The government actually runs the macroeconomy of a country.

It isn't constrained by the availability of money in the economy because it makes the money in the economy.

It isn't constrained by its inability to command resources in the economy because if it decides to do so, it can buy any resources that it wishes within the economy, provided, of course, they are available. In other words, it can't hire a million brick layers if there are only half a million brick layers in the country, but it could decide to train the other half million brick layers it wants if it can provide the necessary incentives for people to go on those courses and then pay them sufficient money to persuade them that's a good idea.

In other words, the government can change everything if it so wishes. That's its unique role, and yet the whole policy of austerity is run around the idea that it is constrained by debt.

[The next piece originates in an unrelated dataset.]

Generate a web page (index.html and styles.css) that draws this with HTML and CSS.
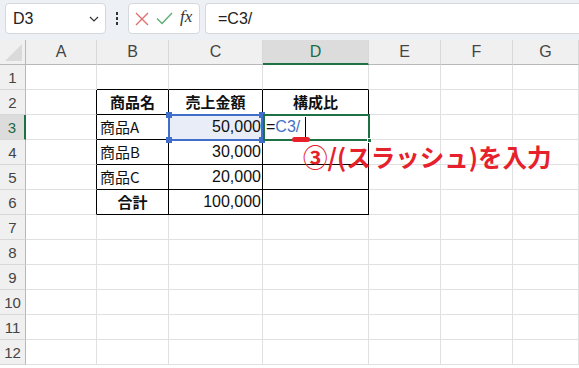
FILE: index.html
```html
<!DOCTYPE html>
<html lang="ja">
<head>
  <meta charset="UTF-8" />
  <title>構成比</title>
  <link rel="stylesheet" href="styles.css">
</head>
<body>

  <div class="formula-bar">
    <div class="name-box">
      <span>D3</span>
      <svg class="chevron" width="10" height="6" viewBox="0 0 10 6"><path d="M1 1l4 4 4-4" fill="none" stroke="#333" stroke-width="1.2"/></svg>
    </div>
    <div class="dots"><i></i><i></i><i></i></div>
    <div class="fx-buttons">
      <svg width="14" height="14" viewBox="0 0 14 14"><path d="M1 1l12 12M13 1L1 13" stroke="#e07070" stroke-width="1.4"/></svg>
      <svg width="17" height="13" viewBox="0 0 17 13"><path d="M1 6.5l5 5L16 1" fill="none" stroke="#5caf72" stroke-width="1.4"/></svg>
      <span class="fx">fx</span>
    </div>
    <div class="formula-input">=C3/</div>
  </div>

  <div class="sheet">
    <div class="hd corner"><span class="tri"></span></div>
    <div class="hd col">A</div>
    <div class="hd col">B</div>
    <div class="hd col">C</div>
    <div class="hd col active">D</div>
    <div class="hd col">E</div>
    <div class="hd col">F</div>
    <div class="hd col">G</div>

    <div class="hd row">1</div>
    <div class="c"></div><div class="c tt"></div><div class="c tt"></div><div class="c tt"></div><div class="c"></div><div class="c"></div><div class="c"></div>

    <div class="hd row">2</div>
    <div class="c tl"></div>
    <div class="c t b center">商品名</div>
    <div class="c t b center">売上金額</div>
    <div class="c t b center">構成比</div>
    <div class="c"></div><div class="c"></div><div class="c"></div>

    <div class="hd row active">3</div>
    <div class="c tl"></div>
    <div class="c t">商品A</div>
    <div class="c t num sel">50,000</div>
    <div class="c t edit">=<span class="ref">C3/</span></div>
    <div class="c"></div><div class="c"></div><div class="c"></div>

    <div class="hd row">4</div>
    <div class="c tl"></div>
    <div class="c t">商品B</div>
    <div class="c t num">30,000</div>
    <div class="c t"></div>
    <div class="c"></div><div class="c"></div><div class="c"></div>

    <div class="hd row">5</div>
    <div class="c tl"></div>
    <div class="c t">商品C</div>
    <div class="c t num">20,000</div>
    <div class="c t"></div>
    <div class="c"></div><div class="c"></div><div class="c"></div>

    <div class="hd row">6</div>
    <div class="c tl"></div>
    <div class="c t b center">合計</div>
    <div class="c t num">100,000</div>
    <div class="c t"></div>
    <div class="c"></div><div class="c"></div><div class="c"></div>

    <div class="hd row">7</div>
    <div class="c"></div><div class="c"></div><div class="c"></div><div class="c"></div><div class="c"></div><div class="c"></div><div class="c"></div>
    <div class="hd row">8</div>
    <div class="c"></div><div class="c"></div><div class="c"></div><div class="c"></div><div class="c"></div><div class="c"></div><div class="c"></div>
    <div class="hd row">9</div>
    <div class="c"></div><div class="c"></div><div class="c"></div><div class="c"></div><div class="c"></div><div class="c"></div><div class="c"></div>
    <div class="hd row">10</div>
    <div class="c"></div><div class="c"></div><div class="c"></div><div class="c"></div><div class="c"></div><div class="c"></div><div class="c"></div>
    <div class="hd row">11</div>
    <div class="c"></div><div class="c"></div><div class="c"></div><div class="c"></div><div class="c"></div><div class="c"></div><div class="c"></div>
    <div class="hd row">12</div>
    <div class="c"></div><div class="c"></div><div class="c"></div><div class="c"></div><div class="c"></div><div class="c"></div><div class="c"></div>

    <!-- selection overlays -->
    <div class="ref-box">
      <i class="h tl"></i><i class="h tr"></i><i class="h bl"></i><i class="h br"></i>
    </div>
    <div class="active-box"><i class="fill-handle"></i></div>
    <div class="caret"></div>
    <div class="mark"></div>
    <div class="note">③/(スラッシュ)を入力</div>
  </div>

</body>
</html>
```

FILE: styles.css
```css
* {
  box-sizing: border-box;
}

body {
  margin: 0;
  width: 579px;
  height: 368px;
  overflow: hidden;
  background: #fff;
  font-family: "Noto Sans CJK JP", "Liberation Sans", sans-serif;
  color: #111;
}

/* formula bar */
.formula-bar {
  height: 40px;
  background: #edf0f4;
  display: flex;
  align-items: flex-start;
  padding: 3px 0 0 5px;
}

.name-box {
  width: 101px;
  height: 31px;
  background: #fff;
  border: 1px solid #d5d8dc;
  border-radius: 4px;
  display: flex;
  align-items: center;
  justify-content: space-between;
  padding: 0 6px 0 7px;
  font-family: "Liberation Sans", sans-serif;
  font-size: 16px;
  color: #222;
}

.dots {
  width: 22px;
  height: 31px;
  display: flex;
  flex-direction: column;
  align-items: center;
  justify-content: center;
  gap: 2px;
}

.dots i {
  width: 2px;
  height: 3px;
  background: #333;
}

.fx-buttons {
  width: 72px;
  height: 31px;
  background: #fff;
  border: 1px solid #d5d8dc;
  border-radius: 4px;
  display: flex;
  align-items: center;
  gap: 7px;
  padding-left: 6px;
}

.fx {
  font-family: "Liberation Serif", serif;
  font-style: italic;
  font-size: 17px;
  color: #333;
  margin-top: -3px;
}

.formula-input {
  flex: 1;
  margin-left: 5px;
  height: 31px;
  background: #fff;
  border: 1px solid #d5d8dc;
  border-right: none;
  border-radius: 4px 0 0 4px;
  padding-left: 12px;
  line-height: 29px;
  font-family: "Liberation Sans", sans-serif;
  font-size: 16px;
  color: #222;
}

/* grid */
.sheet {
  position: relative;
  display: grid;
  grid-template-columns: 26px 71px 72px 94px 106px 72px 72px 66px;
  grid-auto-rows: 25px;
}

.hd {
  background: #f0f0f0;
  font-family: "Liberation Sans", sans-serif;
  font-size: 16px;
  color: #444;
  display: flex;
  align-items: center;
  justify-content: center;
}

.hd.col {
  border-right: 1px solid #d8d8d8;
  border-bottom: 1px solid #b8b8b8;
}

.hd.col.active {
  background: #dcdcdc;
  color: #1c6b45;
  border-bottom: 2px solid #1e7145;
}

.hd.row {
  border-right: 1px solid #b8b8b8;
  border-bottom: 1px solid #d8d8d8;
  font-size: 15px;
}

.hd.row.active {
  background: #dcdcdc;
  color: #1c6b45;
  border-right: 2px solid #1e7145;
}

.corner {
  border-right: 1px solid #b8b8b8;
  border-bottom: 1px solid #b8b8b8;
  position: relative;
}

.corner .tri {
  position: absolute;
  right: 3px;
  bottom: 3px;
  width: 0;
  height: 0;
  border-left: 17px solid transparent;
  border-bottom: 17px solid #dadada;
}

.c {
  border-right: 1px solid #e0e0e0;
  border-bottom: 1px solid #e0e0e0;
  font-size: 15px;
  line-height: 24px;
  padding: 0 3px;
  white-space: nowrap;
}

.c.t {
  border-right-color: #000;
  border-bottom-color: #000;
}

.c.tl {
  border-right-color: #000;
}

.c.tt {
  border-bottom-color: #000;
}

.c.b {
  font-weight: bold;
}

.c.center {
  text-align: center;
}

.c.num {
  text-align: right;
  padding-right: 1px;
  font-family: "Liberation Sans", sans-serif;
  font-size: 16px;
}

.c.sel {
  background: #e8edf8;
}

.c.edit {
  font-family: "Liberation Sans", sans-serif;
  font-size: 16px;
  padding-left: 3px;
}

.ref {
  color: #4472c4;
}

/* overlays */
.ref-box {
  position: absolute;
  left: 168px;
  top: 74px;
  width: 95px;
  height: 27px;
  border: 2px solid #3f6fc8;
}

.ref-box .h {
  position: absolute;
  width: 6px;
  height: 6px;
  background: #3f6fc8;
}

.h.tl { left: -4px; top: -4px; }
.h.tr { right: -4px; top: -4px; }
.h.bl { left: -4px; bottom: -4px; }
.h.br { right: -4px; bottom: -4px; }

.active-box {
  position: absolute;
  left: 263px;
  top: 74px;
  width: 107px;
  height: 27px;
  border: 2px solid #1e7145;
}

.fill-handle {
  position: absolute;
  right: -4px;
  bottom: -4px;
  width: 5px;
  height: 5px;
  background: #1e7145;
  border: 1px solid #fff;
}

.caret {
  position: absolute;
  left: 305px;
  top: 77px;
  width: 1px;
  height: 21px;
  background: #000;
}

.mark {
  position: absolute;
  left: 292px;
  top: 97px;
  width: 18px;
  height: 5px;
  border-radius: 3px;
  background: #e8202a;
}

.note {
  position: absolute;
  left: 303px;
  top: 99px;
  font-size: 24.5px;
  font-weight: bold;
  color: #e6212b;
  white-space: nowrap;
}
```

So, let's be clear what debt is. Government debt is sums that people have placed on deposit with the government because they want somewhere safe and secure to put their money because nobody else can guarantee to repay a sum of  £2.7, or nearly £2.8 trillion, which is the supposed value of national debt outstanding at the present point in time - although in reality it's only just over £2 trillion because over £700 billion of that £2.8 trillion is actually owned by the Bank of England. But the point is the government can guarantee it will always be able to repay that money and no bank can, and therefore people save with the government.

That's all the national debt is, and if people don't want to save with the government, so be it.

The government can still create the money it wants - it can borrow it from Bank of England and pay them interest on the sum as well, if it so wishes. But remember, they own the Bank of England and therefore the cost is absolutely net neutral.

And this has happened many, many times in our past, most recently until 2006. So, there's nothing very radical about what I've just said either.

So, the point is why do we need a policy of austerity, which is actually consciously denying us the opportunity to do things because some savers may not - and I stress the words, ‘may not' wish to give their money to the government when historically, whenever the UK government has over a period of 330 years offered its bonds or savings products to the economy they have always bought them.

It's very hard to work out why anyone would believe that this is a sane economic policy.

The government has never failed to sell its bonds.

There are things to do.

We know they're undone, and we know the resources to do them exist in the economy, and yet because of a microeconomic perspective of what is going on, with the government believing it is just like anyone else in the economy and constrained by such things as the availability of money, which it actually makes, it will not do what is possible.

Why would a politician want to do this? That's very hard to explain.

The only possible reason is they actually believe it is necessary. And in the case of Rachel Reeves, I'm sure that is true. She went to Oxford University. She did a degree there called politics, philosophy, and economics. You will note that in practice, only one-third of that degree was in economics. It was, therefore, pretty basic stuff. And in that pretty basic economic teaching that she had, she was told that the government does behave like a company, or it does behave like an individual, which is why she keeps on referring to the fact that she remembers her mother balancing the budget on the kitchen table when she was young, as if that is the role model for being chancellor when it isn't.

So, she believes something that is fundamentally untrue. She does that because she was taught it incorrectly at Oxford University by professors who promoted this idea as part of neoliberal economics, the whole goal of which is to constrain the role of government - in other words, to make sure that things that could be done are not done, even though people would benefit from them if they were done.

That is what neoliberal economics is about.

It is about incapacitating democratic choice because we are being denied what is possible.

If you think that's a good choice, you will agree that Rachel Reeves should now be delivering austerity.

If you think the government should do what is possible to the limit of that possibility for the people of the UK because that is what a good government should do, then you will disagree with Rachel Reeves on austerity. You will think she's making a mistake.

I do think she's making a mistake. I think that she has got this fundamentally wrong. The policy of austerity that she is now adopting just to comply with the fiscal rule that she made up - which nobody cares about, and which is also bound to fail - that policy is going to cause us harm.

It's also going to cause her harm because I suspect she will not be Chancellor for long if she carries on like this.

And it will cause the Labour Party harm because I can't see how they can be re-elected if they continue in this way.

As I said at the beginning of this video, there are very few policies that are harder to understand in politics than austerity, but that's what Rachel Reeves is doing, and as a consequence, she is setting out to fail.